— begin COLLECTED MATERIAL —

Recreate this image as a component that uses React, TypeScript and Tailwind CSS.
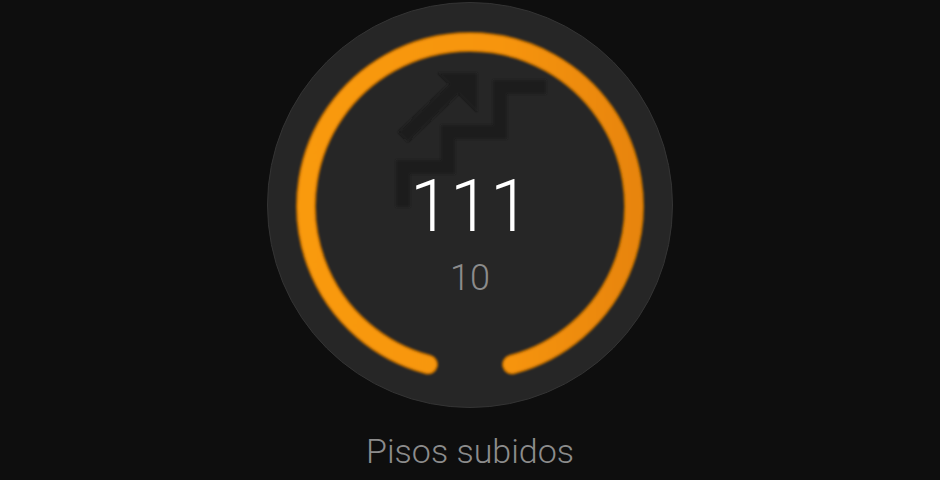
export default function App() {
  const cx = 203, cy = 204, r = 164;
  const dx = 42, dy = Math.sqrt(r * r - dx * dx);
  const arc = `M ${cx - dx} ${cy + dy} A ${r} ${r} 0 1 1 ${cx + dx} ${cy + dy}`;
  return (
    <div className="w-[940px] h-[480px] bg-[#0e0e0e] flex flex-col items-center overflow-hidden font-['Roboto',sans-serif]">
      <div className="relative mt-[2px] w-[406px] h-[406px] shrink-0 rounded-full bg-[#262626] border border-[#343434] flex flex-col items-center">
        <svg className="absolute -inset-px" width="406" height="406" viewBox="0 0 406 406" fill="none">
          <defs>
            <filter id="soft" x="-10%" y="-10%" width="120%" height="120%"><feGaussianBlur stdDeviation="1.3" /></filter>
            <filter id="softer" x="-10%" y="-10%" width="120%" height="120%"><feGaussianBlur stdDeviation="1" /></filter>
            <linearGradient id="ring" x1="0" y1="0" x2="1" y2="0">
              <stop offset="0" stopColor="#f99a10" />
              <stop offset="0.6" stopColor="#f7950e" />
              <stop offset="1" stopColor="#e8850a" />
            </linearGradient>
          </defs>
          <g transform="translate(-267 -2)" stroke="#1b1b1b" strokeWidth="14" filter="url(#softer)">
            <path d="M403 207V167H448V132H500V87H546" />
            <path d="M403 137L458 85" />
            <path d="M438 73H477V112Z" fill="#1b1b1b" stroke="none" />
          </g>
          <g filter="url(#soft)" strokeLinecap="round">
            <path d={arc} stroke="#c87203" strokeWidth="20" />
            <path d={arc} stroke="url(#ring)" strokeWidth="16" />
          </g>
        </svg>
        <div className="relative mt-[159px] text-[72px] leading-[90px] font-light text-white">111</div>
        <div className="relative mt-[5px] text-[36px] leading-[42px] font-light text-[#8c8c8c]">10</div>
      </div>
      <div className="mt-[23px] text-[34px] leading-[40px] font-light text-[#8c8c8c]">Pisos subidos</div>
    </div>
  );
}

— end COLLECTED MATERIAL —

Set the listing down in full and exactly. Pictures within it should not appear in the copy.

FINAL ANSWER:
Recreate this image as a component that uses React, TypeScript and Tailwind CSS.
export default function App() {
  const cx = 203, cy = 204, r = 164;
  const dx = 42, dy = Math.sqrt(r * r - dx * dx);
  const arc = `M ${cx - dx} ${cy + dy} A ${r} ${r} 0 1 1 ${cx + dx} ${cy + dy}`;
  return (
    <div className="w-[940px] h-[480px] bg-[#0e0e0e] flex flex-col items-center overflow-hidden font-['Roboto',sans-serif]">
      <div className="relative mt-[2px] w-[406px] h-[406px] shrink-0 rounded-full bg-[#262626] border border-[#343434] flex flex-col items-center">
        <svg className="absolute -inset-px" width="406" height="406" viewBox="0 0 406 406" fill="none">
          <defs>
            <filter id="soft" x="-10%" y="-10%" width="120%" height="120%"><feGaussianBlur stdDeviation="1.3" /></filter>
            <filter id="softer" x="-10%" y="-10%" width="120%" height="120%"><feGaussianBlur stdDeviation="1" /></filter>
            <linearGradient id="ring" x1="0" y1="0" x2="1" y2="0">
              <stop offset="0" stopColor="#f99a10" />
              <stop offset="0.6" stopColor="#f7950e" />
              <stop offset="1" stopColor="#e8850a" />
            </linearGradient>
          </defs>
          <g transform="translate(-267 -2)" stroke="#1b1b1b" strokeWidth="14" filter="url(#softer)">
            <path d="M403 207V167H448V132H500V87H546" />
            <path d="M403 137L458 85" />
            <path d="M438 73H477V112Z" fill="#1b1b1b" stroke="none" />
          </g>
          <g filter="url(#soft)" strokeLinecap="round">
            <path d={arc} stroke="#c87203" strokeWidth="20" />
            <path d={arc} stroke="url(#ring)" strokeWidth="16" />
          </g>
        </svg>
        <div className="relative mt-[159px] text-[72px] leading-[90px] font-light text-white">111</div>
        <div className="relative mt-[5px] text-[36px] leading-[42px] font-light text-[#8c8c8c]">10</div>
      </div>
      <div className="mt-[23px] text-[34px] leading-[40px] font-light text-[#8c8c8c]">Pisos subidos</div>
    </div>
  );
}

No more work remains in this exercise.